Las nuevas medidas para combatir la evasión fiscal mediante el uso de facturas falsas recibieron duras críticas. Distintos representantes de la iniciativa privada acusaron de “terrorismo fiscal” al gobierno federal y sus aliados en el Congreso al aprobar la llamada ley antifacturera. Advirtieron que volver equivalentes la defraudación tributaria y el tráfico de facturas falsas con el delito de crimen organizado, así como considerar ambas conductas como una amenaza a la seguridad nacional, busca elevar la recaudación a base de infundir miedo en los contribuyentes.

Margarita Ríos-Fajat, la jefa del Sistema de Administración Tributaria, desestimó las críticas. Dijo que “terrorismo fiscal” es una metáfora que se usa “cuando se tiene un fisco más agresivo”. Advirtió que pasaremos de una procuración de justicia en materia penal “relajada” a otra más estricta. “No hay terrorismo fiscal, hay consecuencias a las acciones que se tomen”, concluyó.

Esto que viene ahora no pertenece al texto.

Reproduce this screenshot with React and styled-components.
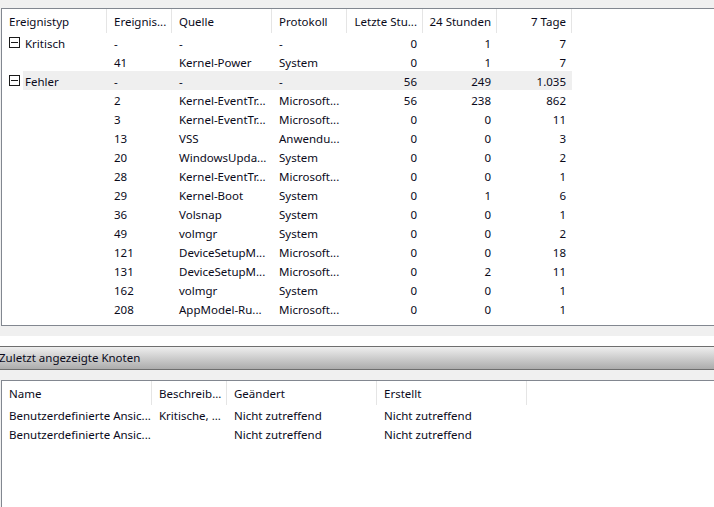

En realidad, tanto la defraudación fiscal como el tráfico de facturas falsas estaban ya tipificadas como delitos en el Código Fiscal de la Federación. La llamada ley antifacturera sólo eleva un poco las penas y desarrolla los tipos de conductas infractoras. La polémica y la preocupación están en otro lado. Tienen que ver con la supresión de garantías de debido proceso a los contribuyentes, al enfrentar acusaciones de la Secretaría de Hacienda y la FGR en materia fiscal, así como la criminalización de la política recaudatoria.

Elevar la defraudación fiscal y el tráfico de facturas falsas a rango de “amenaza a la seguridad nacional” fue parte de una estrategia para incorporarlos al catálogo de delitos que ameritan prisión preventiva oficiosa. El artículo 19 de la Constitución limita la autoridad del Congreso de la Unión para ampliar dicho catálogo a casos de delitos graves “contra de la seguridad de la nación, el libre desarrollo de la personalidad y de la salud”. Los legisladores decidieron meterlo por la rendija de la seguridad nacional.

Sin embargo, la argucia legislativa difícilmente pasa el escrutinio constitucional. Habría que probar que la defraudación fiscal y el tráfico de facturas falsas afectan la integridad, estabilidad y permanencia del Estado mexicano. Más aún, dado que la presunción de inocencia es un derecho constitucional, debe probarse que ley antifacturera contiene medidas idóneas y proporcionales para garantizar que los mexicanos contribuyan para los gastos públicos.

Las organizaciones nacionales e internacionales de derechos humanos —incluida la Comisión Interamericana de Derechos Humanos—, han cuestionado la existencia misma de la prisión preventiva oficiosa. La prisión preventiva es una medida cautelar, que el juez sólo debería ordenar cuando la considera necesaria para la correcta realización del juicio. Volverla “oficiosa” significa que el acusado debe llevar su proceso desde la cárcel, sin que el ministerio público tenga que justificar la medida cautelar ante el juez.

Por ello, las organizaciones de derechos humanos sostienen que la prisión preventiva oficiosa es una pena anticipada, que violenta la presunción de inocencia. También carga los dados a favor del ministerio público y facilita el abuso del poder.

Por otro lado, la equiparación de la defraudación fiscal y el tráfico de facturas falsas con crimen organizado conduce a la criminalización de la recaudación fiscal, lo cual puede resultar contraproducente. La prioridad de la política recaudatoria debe ser cobrar los impuestos, no meter a la cárcel a los causantes que evaden el pago. Al criminalizarla, las prioridades se invierten.

Tiene razón la jefa del SAT cuando dice que México necesita una política recaudatoria más estricta. Pero ésta puede conseguirse sin sacrificar el derecho a la presunción de inocencia y debe tener como prioridad la protección de la hacienda pública, no la persecución de los contribuyentes.